*What this task involves*. Below is a listing. Gather each line of it that contains "page".

*Records shown*.
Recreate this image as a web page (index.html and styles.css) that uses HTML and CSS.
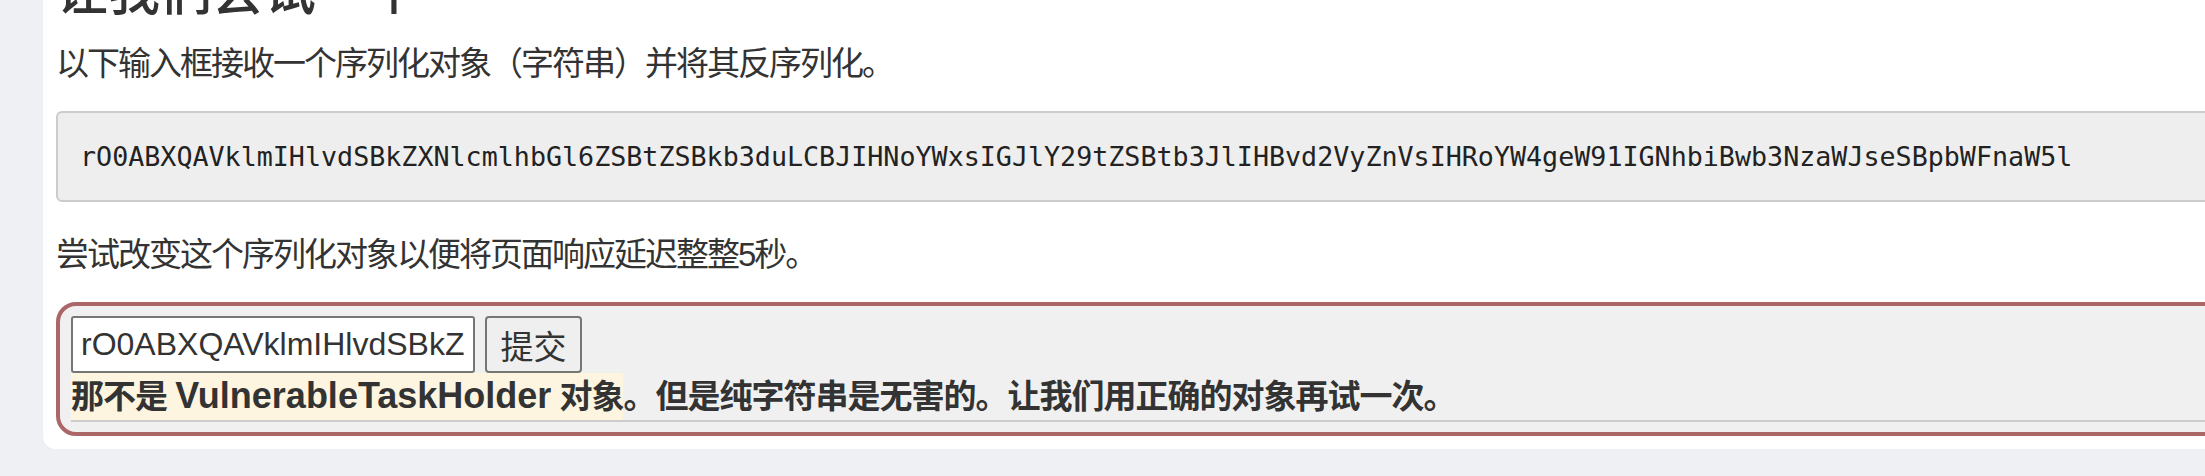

---

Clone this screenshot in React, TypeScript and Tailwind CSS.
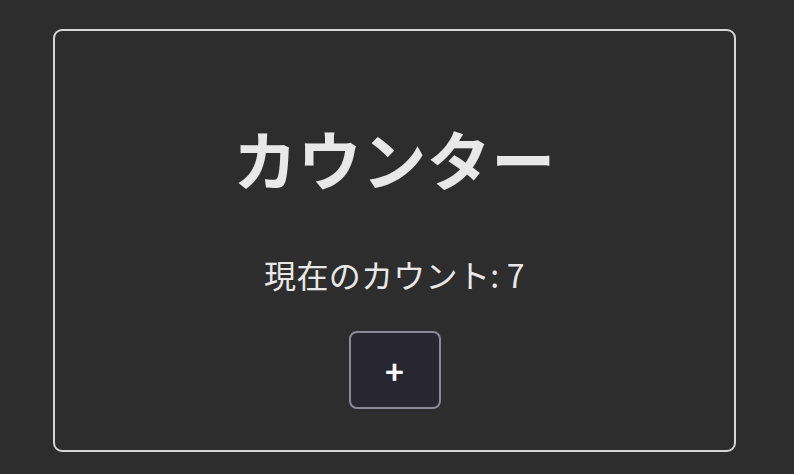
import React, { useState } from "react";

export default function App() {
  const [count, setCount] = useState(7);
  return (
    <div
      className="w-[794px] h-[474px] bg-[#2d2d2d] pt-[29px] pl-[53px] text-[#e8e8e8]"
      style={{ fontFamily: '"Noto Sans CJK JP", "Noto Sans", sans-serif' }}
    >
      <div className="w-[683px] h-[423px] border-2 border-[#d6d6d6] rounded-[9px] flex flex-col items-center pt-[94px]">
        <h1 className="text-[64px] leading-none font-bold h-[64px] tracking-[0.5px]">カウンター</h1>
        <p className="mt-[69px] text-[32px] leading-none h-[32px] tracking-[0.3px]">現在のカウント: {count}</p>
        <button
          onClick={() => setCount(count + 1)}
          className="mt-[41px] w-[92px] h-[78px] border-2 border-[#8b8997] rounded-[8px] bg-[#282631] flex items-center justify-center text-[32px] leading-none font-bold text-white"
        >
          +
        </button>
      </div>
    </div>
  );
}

==

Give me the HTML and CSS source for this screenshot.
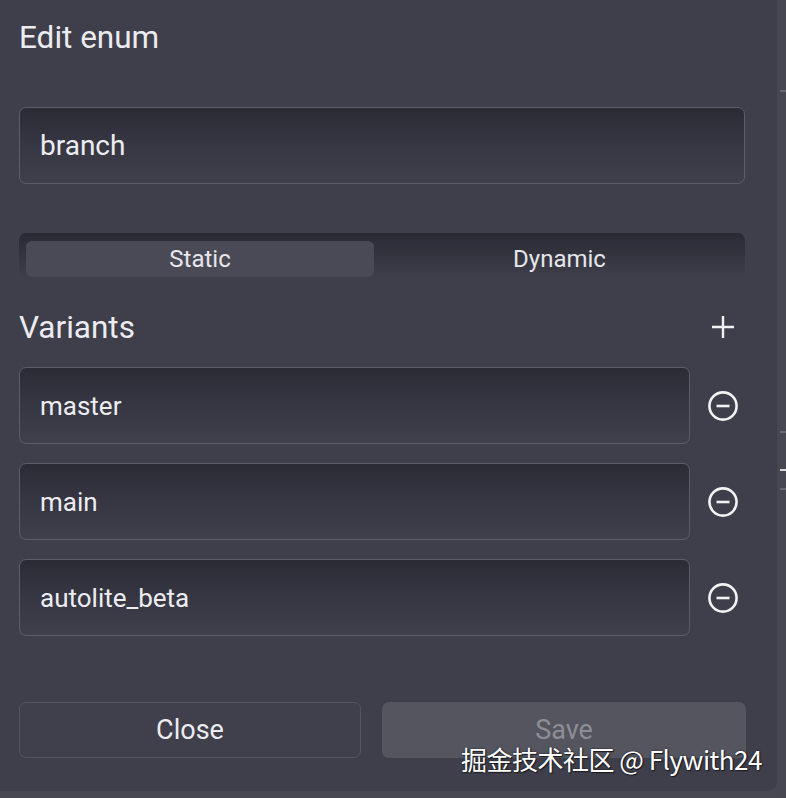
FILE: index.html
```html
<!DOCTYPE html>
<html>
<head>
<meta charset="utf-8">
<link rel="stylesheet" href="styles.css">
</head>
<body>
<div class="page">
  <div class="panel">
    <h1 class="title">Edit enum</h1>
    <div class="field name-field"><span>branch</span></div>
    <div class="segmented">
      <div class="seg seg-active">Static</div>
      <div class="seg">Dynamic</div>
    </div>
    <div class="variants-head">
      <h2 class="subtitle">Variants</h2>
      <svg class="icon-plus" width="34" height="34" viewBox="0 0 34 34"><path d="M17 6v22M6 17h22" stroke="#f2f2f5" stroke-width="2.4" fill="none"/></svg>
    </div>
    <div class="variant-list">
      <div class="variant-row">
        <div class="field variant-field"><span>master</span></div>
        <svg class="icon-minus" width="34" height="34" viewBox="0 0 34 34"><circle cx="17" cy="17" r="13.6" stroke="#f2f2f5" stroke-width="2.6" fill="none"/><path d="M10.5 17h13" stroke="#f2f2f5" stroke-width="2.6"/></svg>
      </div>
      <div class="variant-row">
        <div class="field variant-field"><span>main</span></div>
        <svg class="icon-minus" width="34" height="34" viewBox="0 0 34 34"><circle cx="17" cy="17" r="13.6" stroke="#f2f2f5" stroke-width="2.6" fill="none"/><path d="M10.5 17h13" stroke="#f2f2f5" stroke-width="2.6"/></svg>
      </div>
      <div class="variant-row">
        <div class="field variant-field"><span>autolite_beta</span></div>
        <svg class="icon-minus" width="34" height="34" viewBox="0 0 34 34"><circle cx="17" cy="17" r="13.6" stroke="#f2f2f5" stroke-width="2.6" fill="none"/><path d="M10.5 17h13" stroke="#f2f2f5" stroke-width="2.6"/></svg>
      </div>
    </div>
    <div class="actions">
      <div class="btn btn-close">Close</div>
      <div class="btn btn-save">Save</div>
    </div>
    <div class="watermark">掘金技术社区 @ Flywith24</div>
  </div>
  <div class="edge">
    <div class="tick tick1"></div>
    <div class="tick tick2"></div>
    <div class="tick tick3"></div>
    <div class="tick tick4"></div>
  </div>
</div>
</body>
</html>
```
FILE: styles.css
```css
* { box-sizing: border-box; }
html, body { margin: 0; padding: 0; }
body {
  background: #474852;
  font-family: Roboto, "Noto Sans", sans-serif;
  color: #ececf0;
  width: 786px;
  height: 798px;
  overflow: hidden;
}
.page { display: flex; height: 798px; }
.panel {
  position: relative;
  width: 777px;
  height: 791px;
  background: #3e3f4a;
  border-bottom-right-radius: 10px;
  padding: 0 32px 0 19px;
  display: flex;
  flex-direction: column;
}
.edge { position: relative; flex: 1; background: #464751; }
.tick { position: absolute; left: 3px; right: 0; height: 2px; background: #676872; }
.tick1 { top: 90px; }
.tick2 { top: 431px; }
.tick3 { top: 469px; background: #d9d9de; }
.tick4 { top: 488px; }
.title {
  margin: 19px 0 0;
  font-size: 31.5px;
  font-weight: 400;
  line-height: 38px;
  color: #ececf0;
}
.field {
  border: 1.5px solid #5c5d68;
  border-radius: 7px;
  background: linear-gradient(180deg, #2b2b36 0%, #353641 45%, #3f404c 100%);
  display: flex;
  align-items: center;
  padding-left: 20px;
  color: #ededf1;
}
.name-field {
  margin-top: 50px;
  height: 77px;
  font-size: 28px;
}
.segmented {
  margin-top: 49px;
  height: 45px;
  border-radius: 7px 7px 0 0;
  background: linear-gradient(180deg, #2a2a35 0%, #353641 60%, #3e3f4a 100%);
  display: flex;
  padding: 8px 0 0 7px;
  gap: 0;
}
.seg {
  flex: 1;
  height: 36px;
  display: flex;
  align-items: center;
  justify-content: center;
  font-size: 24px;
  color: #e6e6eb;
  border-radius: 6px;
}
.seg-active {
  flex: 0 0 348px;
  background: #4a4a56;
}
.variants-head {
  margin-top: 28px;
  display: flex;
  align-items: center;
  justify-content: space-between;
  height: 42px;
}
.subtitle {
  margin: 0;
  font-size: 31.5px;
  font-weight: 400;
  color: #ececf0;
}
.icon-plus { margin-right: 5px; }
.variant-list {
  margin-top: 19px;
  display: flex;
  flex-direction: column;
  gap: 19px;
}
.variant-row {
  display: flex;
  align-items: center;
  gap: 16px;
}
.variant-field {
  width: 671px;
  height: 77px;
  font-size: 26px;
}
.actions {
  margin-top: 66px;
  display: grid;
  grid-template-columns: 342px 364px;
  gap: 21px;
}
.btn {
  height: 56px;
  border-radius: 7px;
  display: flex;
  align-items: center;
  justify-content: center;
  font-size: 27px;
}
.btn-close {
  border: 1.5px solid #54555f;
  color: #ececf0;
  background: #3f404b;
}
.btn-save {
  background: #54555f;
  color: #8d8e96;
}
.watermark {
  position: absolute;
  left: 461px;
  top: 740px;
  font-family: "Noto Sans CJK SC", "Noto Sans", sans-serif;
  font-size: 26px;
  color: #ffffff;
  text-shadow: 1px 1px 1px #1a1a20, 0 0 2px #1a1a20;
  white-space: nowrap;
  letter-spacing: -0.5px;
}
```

*Output*.
Recreate this image as a web page (index.html and styles.css) that uses HTML and CSS.
<div class="page">
.page { display: flex; height: 798px; }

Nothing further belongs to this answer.